Caroline Rash | Anderson Independent Mail
Christina-Taylor Green, the 9-year-old girl killed in the recent Tucson, Ariz., shootings, saved the life of a little girl in Boston and the eyesight of two other children because of her parents’ decision to donate their daughter’s organs.
Roxanna and John Green said that knowing their daughter could help improve others’ lives brought some comfort in their time of grief, and they have begun encouraging other families to discuss organ donation before grieving family members face the decision.
Nicole Burdette of Anderson had to make the same tough decision when her husband Alex, a state trooper, was killed while helping a stranded motorist on S.C. 81 South, near where that road intersects with Hayes Road in southern Anderson County, in March 2005. Twelve hours after he arrived at the hospital, he was pronounced brain dead, and Nicole had to decide whether or not to donate his organs. Since Alex had always expressed to her that “if he could help someone, he would,” Burdette knew what she had to do.
“He had stopped to help a woman on his way home from work,” Burdette said. “So I thought being an organ donor could be his last way of helping someone.”
Becoming a donor
Becoming an organ donor is quick and easy, but since South Carolina did not create an official registry until December 2008, some people who believe they are organ donors may not actually be registered.
The pre-2009 heart symbol on 34 percent of South Carolinians’ driver’s licenses indicates a desire to be a organ donor but is not an official registration, so people who wish to be donors still must formally join the registry.
To ensure that you are an organ donor, visit Every11Minutes.org or register during your next trip to the Department of Motor Vehicles.
But even with the good will of many donors, nearly 1,000 people remain on South Carolina’s organ recipient waiting list, and a new person is added every 11 minutes. Local healthcare agencies race against the clock to find matches for those waiting patients, and AnMed Health Center of Anderson has recently garnered national attention for its success in increasing numbers of organ transplants.
AnMed has worked for years in conjunction with the statewide agency Lifepoint Organ and Tissue Donation to dispel myths about organ donation and inform people of how to properly register as a donor. After attaining an average of 3.75 organs successfully transplanted per donor, AnMed was one of six South Carolina hospitals to receive a Medal of Honor for Organ Donation from the Department of Health and Human Services in November.
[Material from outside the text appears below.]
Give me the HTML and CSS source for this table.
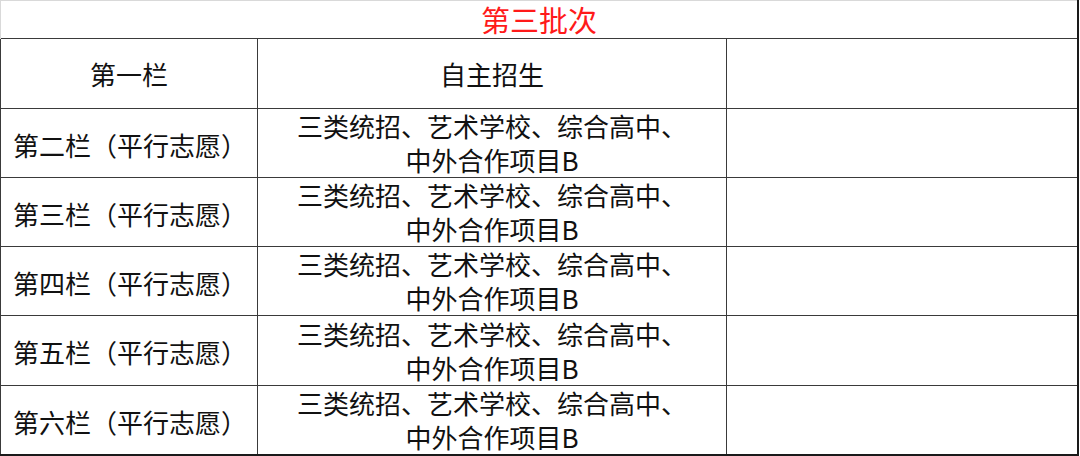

Though the average is 3.75 organs placed per donor, each donor can help up to eight people, according to Chuck Horton, AnMed Health Center’s nurse manager of the neurointensive care unit. In fact, a donor might be able to help someone he or she knows.
When Corey Macher of Anderson was put on the organ donation registry for a kidney, he started looking for a match within his family but did not guess that a relative of an acquaintance from church would be able to save him from hours of home dialysis each day. Then the daughter-in-law of his friend died unexpectedly, and the family requested Macher be the recipient. When Macher unexpectedly got the call from the Medical University of South Carolina one morning on the way to class at Clemson University, he left school, packed up his car in a rush and drove straight to Charleston, where he received a life-changing kidney.
“I can’t express how much better a patient can feel,” Macher said. “You can go out and don’t have to sit at home depending on a machine. Before it was so hard trying to go to class and do dialysis.”
After receiving the kidney, Macher graduated in 2009 with a degree in accounting. His family now celebrates the day he got the kidney as a “second birthday,” and he occasionally works with Lifepoint to spread the word about organ donation by sharing his story at health fairs and other local events. Lifepoint and AnMed host other events to raise awareness as well, such as the annual Christmas gathering where family members of donors and recipients can celebrate the gift of life by hanging pictures of their loved ones on a Christmas tree and sharing their experiences.
Sometimes, these events allow family members of donors to see exactly how they helped another person. In 2006, after reading an article in the Independent Mail about Beau Langer receiving a kidney, Nicole Burdette contacted him to see if he might have received her husband’s kidney. Their stories matched, and soon the two met. Both attended the Christmas ceremony that year, and Langer was able to express how much Nicole’s decision meant to him.
“Alex Burdette is my hero,” Langer said.